Na manhã seguinte, fomos surpreendidos com um banquete matinal: torrada, manteiga, presunto, salame, patê de gorgonzola, azeite, queijo no formato de brócolis, azeitona, cereja, pêssego, ameixa e mais uns três tipos de pães e sucos. Todos feitos e colhidos pela família de Rossana.
Para quem tinha passado os últimos quinze dias entre biscoito, pão com ovo e miojo, acordei me sentindo um marajá. Peguei tudo que cabia no prato, só hesitando um pouco no queijo-brócolis, na espera de que uma cobaia se aventurasse primeiro. Rossana me olhou com total reprovação, balançando ferozmente a mão em formato de coxinha no ar, como se acabasse de presenciar o pior tipo de heresia. Descontente com minha indisciplina, colocou os últimos queijos no meu prato e me desafiou a comer. Nunca tinha experimentado nada parecido, mas era realmente uma delícia. Aquilo, a italiana garantia, era mozzarella caseira:
- Esta é distinta, particolare.
Saímos do campo e fomos para Matera, um povoado mais ao leste.
- Uma cidade com cara de antiguidade –um vendedor de discos de tarantella fazia a propaganda do lugar.
Não por menos, foi lá onde foram gravados os filmes “O Evangelho Segundo São Matheus” de Pasolini; “Rei David” de Bruce Beresford; a “A Paixão de Cristo” de Mel Gibson; “Jesus: a História do Nascimento” de Catherine Hardwicke; e vários outros.
A Jerusalém cinematográfica é bem fácil de se perder. Passamos horas entre as mesmas ruas, com as mesmas casas de pedra, derretendo no calor da cidade. Para se refrescar, no mirante onde é possível ver toda a cidade, são vendidos os famosos gelattos de vários sabores, uma sobremesa que faz mudar o que você entende por sorvete. Depois de uma volta pelos ateliês dos artistas de rua, voltamos para almoçar na casa dos pais de Rossana.
Na Itália, comer não é um simples ato fisiológico. É quase um ritual religioso, com normas e ordem rigorosas. A sequência dos pratos obedece a uma lógica de degustação de sabores: do mais leve ao mais forte, sempre acompanhado por vinho (muito vinho!). Misturar tudo num único prato é puro sacrilégio.
Primeiro é servida a entrada, o antipasto, que no nosso caso foi torrada, tomate seco e a peculiar mussarela caseira. Depois é a vez do prato principal, que ainda é só o primeiro, o primo piatto. Deve-se esperar até a última pessoa ser servida e aguardar o “buon appetito” antes de tocar na comida. Daí para frente, é só alegria.
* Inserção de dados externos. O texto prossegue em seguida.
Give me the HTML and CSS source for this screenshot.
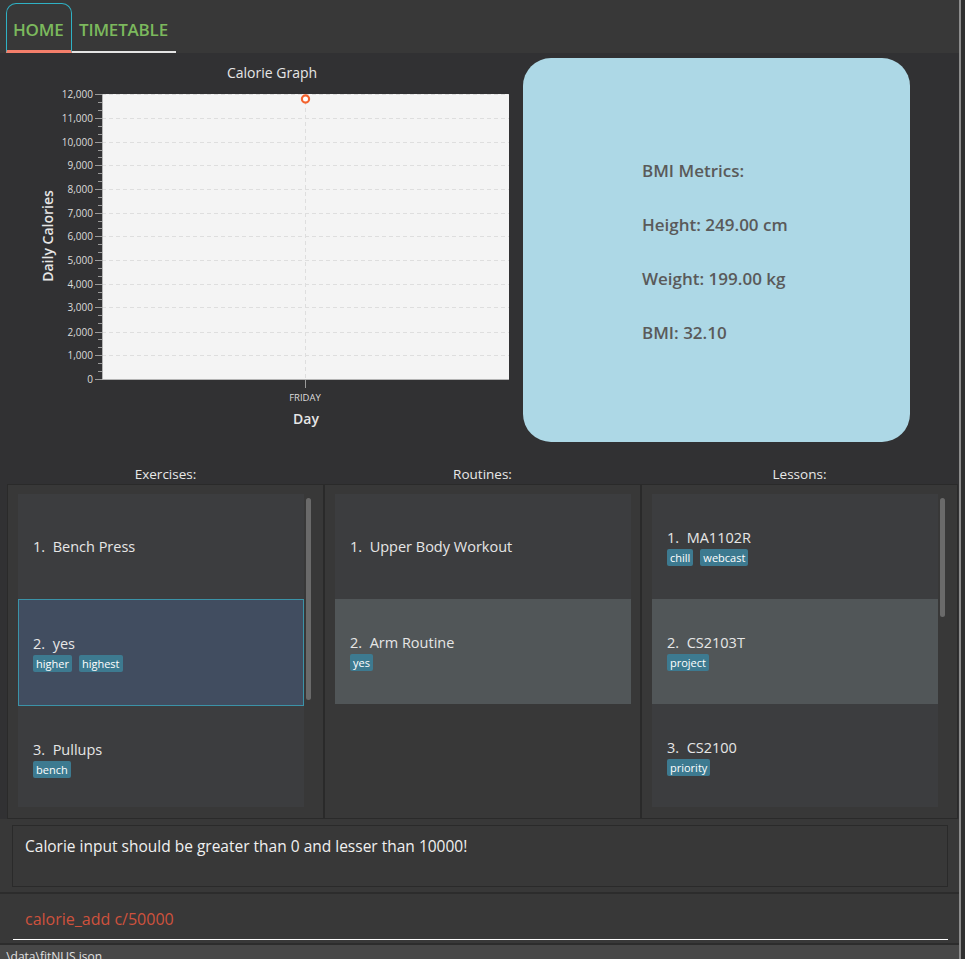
FILE: index.html
```html
<!DOCTYPE html>
<html lang="en">
<head>
<meta charset="utf-8">
<title>fitNUS</title>
<link rel="stylesheet" href="styles.css">
</head>
<body>
<div class="app">
  <div class="window">
    <header class="tabbar">
      <div class="tab tab-active">HOME</div>
      <div class="tab tab-plain">TIMETABLE</div>
    </header>
    <main class="home">
      <section class="top">
        <div class="chart">
          <svg class="chart-svg" width="515" height="401" viewBox="0 54 515 401" xmlns="http://www.w3.org/2000/svg">
            <text class="chart-title" x="272" y="79" text-anchor="middle">Calorie Graph</text>
            <rect x="102" y="95" width="407" height="285" fill="#f4f4f4"/>
            <path d="M102 95.5H509M102 119.5H509M102 143.5H509M102 166.5H509M102 190.5H509M102 214.5H509M102 237.5H509M102 261.5H509M102 285.5H509M102 308.5H509M102 333.5H509M102 356.5H509" stroke="#dedede" stroke-width="1" stroke-dasharray="4 3" fill="none"/>
            <path d="M305.5 95V380" stroke="#dedede" stroke-width="1" stroke-dasharray="4 3" fill="none"/>
            <path d="M102.5 95V381M102 380.5H509" stroke="#b4b4b4" stroke-width="1" fill="none"/>
            <path d="M95 95.5H102M95 119.5H102M95 143.5H102M95 166.5H102M95 190.5H102M95 214.5H102M95 237.5H102M95 261.5H102M95 285.5H102M95 308.5H102M95 333.5H102M95 356.5H102M95 380.5H102" stroke="#9a9a9a" stroke-width="1" fill="none"/>
            <path d="M98 103.5H102M98 111.5H102M98 127.5H102M98 135.5H102M98 151.5H102M98 158.5H102M98 174.5H102M98 182.5H102M98 198.5H102M98 206.5H102M98 222.5H102M98 229.5H102M98 245.5H102M98 253.5H102M98 269.5H102M98 277.5H102M98 293.5H102M98 300.5H102M98 316.5H102M98 324.5H102M98 340.5H102M98 348.5H102M98 364.5H102M98 372.5H102" stroke="#9a9a9a" stroke-width="1" fill="none"/>
            <path d="M305.5 381V389" stroke="#9a9a9a" stroke-width="1" fill="none"/>
            <g class="ylabels" text-anchor="end">
              <text x="93" y="98.5">12,000</text>
              <text x="93" y="122.5">11,000</text>
              <text x="93" y="146.5">10,000</text>
              <text x="93" y="169.5">9,000</text>
              <text x="93" y="193.5">8,000</text>
              <text x="93" y="217.5">7,000</text>
              <text x="93" y="240.5">6,000</text>
              <text x="93" y="264.5">5,000</text>
              <text x="93" y="288.5">4,000</text>
              <text x="93" y="311.5">3,000</text>
              <text x="93" y="336.5">2,000</text>
              <text x="93" y="359.5">1,000</text>
              <text x="93" y="383.5">0</text>
            </g>
            <text class="xlabel" x="305" y="401.5" text-anchor="middle">FRIDAY</text>
            <text class="axis-title" x="306" y="425" text-anchor="middle">Day</text>
            <text class="axis-title" transform="translate(53 237) rotate(-90)" text-anchor="middle">Daily Calories</text>
            <circle cx="305.5" cy="100" r="3.6" fill="#ffffff" stroke="#f3622d" stroke-width="2.2"/>
          </svg>
        </div>
        <div class="bmi">
          <div class="bmi-line">BMI Metrics:</div>
          <div class="bmi-line">Height: 249.00 cm</div>
          <div class="bmi-line">Weight: 199.00 kg</div>
          <div class="bmi-line">BMI: 32.10</div>
        </div>
      </section>

      <section class="lists">
        <div class="col-title">Exercises:</div>
        <div class="col-title">Routines:</div>
        <div class="col-title">Lessons:</div>

        <div class="panel">
          <div class="list">
            <div class="cell">
              <div class="cell-title">1.&nbsp;&nbsp;Bench Press</div>
            </div>
            <div class="cell cell-selected">
              <div class="cell-title">2.&nbsp;&nbsp;yes</div>
              <div class="tags"><span class="tag">higher</span><span class="tag">highest</span></div>
            </div>
            <div class="cell">
              <div class="cell-title">3.&nbsp;&nbsp;Pullups</div>
              <div class="tags"><span class="tag">bench</span></div>
            </div>
          </div>
          <div class="scrollbar"><div class="thumb thumb-long"></div></div>
        </div>

        <div class="panel">
          <div class="list">
            <div class="cell">
              <div class="cell-title">1.&nbsp;&nbsp;Upper Body Workout</div>
            </div>
            <div class="cell cell-focused">
              <div class="cell-title">2.&nbsp;&nbsp;Arm Routine</div>
              <div class="tags"><span class="tag">yes</span></div>
            </div>
          </div>
        </div>

        <div class="panel">
          <div class="list">
            <div class="cell">
              <div class="cell-title">1.&nbsp;&nbsp;MA1102R</div>
              <div class="tags"><span class="tag">chill</span><span class="tag">webcast</span></div>
            </div>
            <div class="cell cell-focused">
              <div class="cell-title">2.&nbsp;&nbsp;CS2103T</div>
              <div class="tags"><span class="tag">project</span></div>
            </div>
            <div class="cell">
              <div class="cell-title">3.&nbsp;&nbsp;CS2100</div>
              <div class="tags"><span class="tag">priority</span></div>
            </div>
          </div>
          <div class="scrollbar"><div class="thumb thumb-short"></div></div>
        </div>
      </section>

      <section class="result">
        <div class="result-box">Calorie input should be greater than 0 and lesser than 10000!</div>
      </section>

      <section class="command">
        <div class="command-input">calorie_add c/50000</div>
      </section>
    </main>
    <footer class="status">.\data\fitNUS.json</footer>
  </div>
  <div class="edge"></div>
</div>
</body>
</html>
```

FILE: styles.css
```css
html, body {
  margin: 0;
  padding: 0;
}

body {
  background: #2b2b2b;
  font-family: "Open Sans", "Noto Sans", "DejaVu Sans", sans-serif;
}

.app {
  display: flex;
  width: 965px;
  height: 959px;
  overflow: hidden;
}

.window {
  width: 959px;
  height: 959px;
  display: flex;
  flex-direction: column;
  background: #383838;
}

.edge {
  width: 4px;
  border-left: 2px solid #8c8c8c;
  background: #2f2f2f;
}

/* tabs */
.tabbar {
  height: 53px;
  flex: none;
  display: flex;
  align-items: flex-end;
  padding-left: 6px;
  background: #383838;
}

.tab {
  box-sizing: border-box;
  height: 50px;
  display: flex;
  align-items: center;
  font-size: 17px;
  font-weight: 600;
  color: #7cb95d;
  letter-spacing: -0.2px;
}

.tab-active {
  width: 66px;
  border: 1px solid #2fb1c4;
  border-bottom: 3px solid #f47f6b;
  border-radius: 10px 10px 0 0;
  padding: 5px 0 0 6px;
}

.tab-plain {
  width: 104px;
  border-bottom: 2px solid #e4e4e4;
  padding: 4px 0 0 7px;
}

/* home */
.home {
  flex: 1;
  display: flex;
  flex-direction: column;
  background: #313133;
}

.top {
  height: 401px;
  flex: none;
  display: flex;
  align-items: flex-start;
}

.chart-svg {
  display: block;
}

.chart-title {
  font-size: 14px;
  fill: #e6e6e6;
}

.ylabels text {
  font-size: 10px;
  fill: #dcdcdc;
}

.xlabel {
  font-size: 9.5px;
  fill: #dcdcdc;
}

.axis-title {
  font-size: 14px;
  font-weight: 600;
  fill: #e6e6e6;
}

.bmi {
  box-sizing: border-box;
  width: 387px;
  height: 384px;
  margin: 5px 0 0 8px;
  padding: 4px 0 0 119px;
  border-radius: 28px;
  background: #add8e6;
  display: flex;
  flex-direction: column;
  justify-content: center;
  color: #5a5a5a;
  font-size: 17px;
  font-weight: 600;
}

.bmi-line {
  line-height: 54px;
}

/* lists */
.lists {
  flex: none;
  display: grid;
  grid-template-columns: 317px 317px 317px;
  grid-template-rows: 30px 335px;
  padding-left: 7px;
}

.col-title {
  display: flex;
  align-items: flex-end;
  justify-content: center;
  padding-bottom: 1px;
  font-size: 13.5px;
  color: #e8e8e8;
}

.panel {
  box-sizing: border-box;
  height: 335px;
  display: flex;
  padding: 9px 9px 9px 10px;
  background: #383838;
  border: 1px solid #2a2a2a;
}

.list {
  flex: 1;
  height: 313px;
  overflow: hidden;
}

.cell {
  box-sizing: border-box;
  height: 105px;
  display: flex;
  flex-direction: column;
  justify-content: center;
  padding-left: 15px;
  background: #3c3d3f;
}

.cell-selected {
  height: 107px;
  background: #414d60;
  border: 1px solid #3b93a8;
  padding-left: 14px;
}

.cell-focused {
  background: #515658;
}

.cell-title {
  font-size: 14.5px;
  line-height: 20px;
  color: #e6e6e6;
}

.tags {
  display: flex;
  gap: 7px;
  margin-top: 1px;
}

.tag {
  font-size: 11px;
  line-height: 17px;
  padding: 0 3px;
  border-radius: 2px;
  background: #3d7a90;
  color: #ffffff;
}

.scrollbar {
  width: 10px;
  flex: none;
  padding: 4px 0 0 2px;
  box-sizing: border-box;
}

.thumb {
  width: 5px;
  border-radius: 3px;
  background: #6a6a6a;
}

.thumb-long {
  height: 202px;
}

.thumb-short {
  height: 119px;
}

/* result */
.result {
  box-sizing: border-box;
  height: 75px;
  flex: none;
  padding: 6px 11px 0 12px;
  background: #383838;
  border-bottom: 2px solid #2c2c2c;
}

.result-box {
  box-sizing: border-box;
  height: 62px;
  border: 1px solid #2a2a2a;
  padding: 9px 12px;
  font-size: 15.5px;
  color: #f0f0f0;
}

/* command */
.command {
  box-sizing: border-box;
  height: 51px;
  flex: none;
  padding: 0 11px 0 13px;
  background: #383838;
  border-bottom: 2px solid #2c2c2c;
}

.command-input {
  box-sizing: border-box;
  height: 46px;
  display: flex;
  align-items: center;
  padding: 4px 0 0 12px;
  border-bottom: 1px solid #ffffff;
  font-size: 16px;
  color: #cf523d;
}

/* status */
.status {
  height: 14px;
  flex: none;
  box-sizing: border-box;
  padding: 5px 0 0 3px;
  background: #474747;
  font-size: 12px;
  line-height: 14px;
  color: #e0e0e0;
  overflow: hidden;
  white-space: nowrap;
}
```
Comi a melhor berinjela à parmeggiana que podia imaginar e não consegui segurar os elogios à mãe de Rossana, que agia com naturalidade. Afinal, como ela dizia, era tudo plantado por eles. Tudo, absolutamente particolare. Empolgada com meu apetite, ela pegava meu prato e me servia novamente, sempre avisando:
- Mangia! Mangia che te fa bene!
Satisfeitos? Nada disso. Em seguida surge o secondo piatto, normalmente com proteínas e acompanhamento. Comi um pouquinho do filé de peixe com ervas finas para não fazer desfeita e terminei meu copo de vinho. Vieram umas ameixas e um doce que parecia sonho de padaria de sobremesa, mas fiquei só respirando para evitar graves consequências. Por último, o digestivo. Um licor de uva verde para animar os espíritos.
Duração total do almoço: 3 horas. 180 minutos ouvindo a italianada conversar, gritar e gesticular. E o mais curioso, falavam de comida o tempo todo.
Molto particolare.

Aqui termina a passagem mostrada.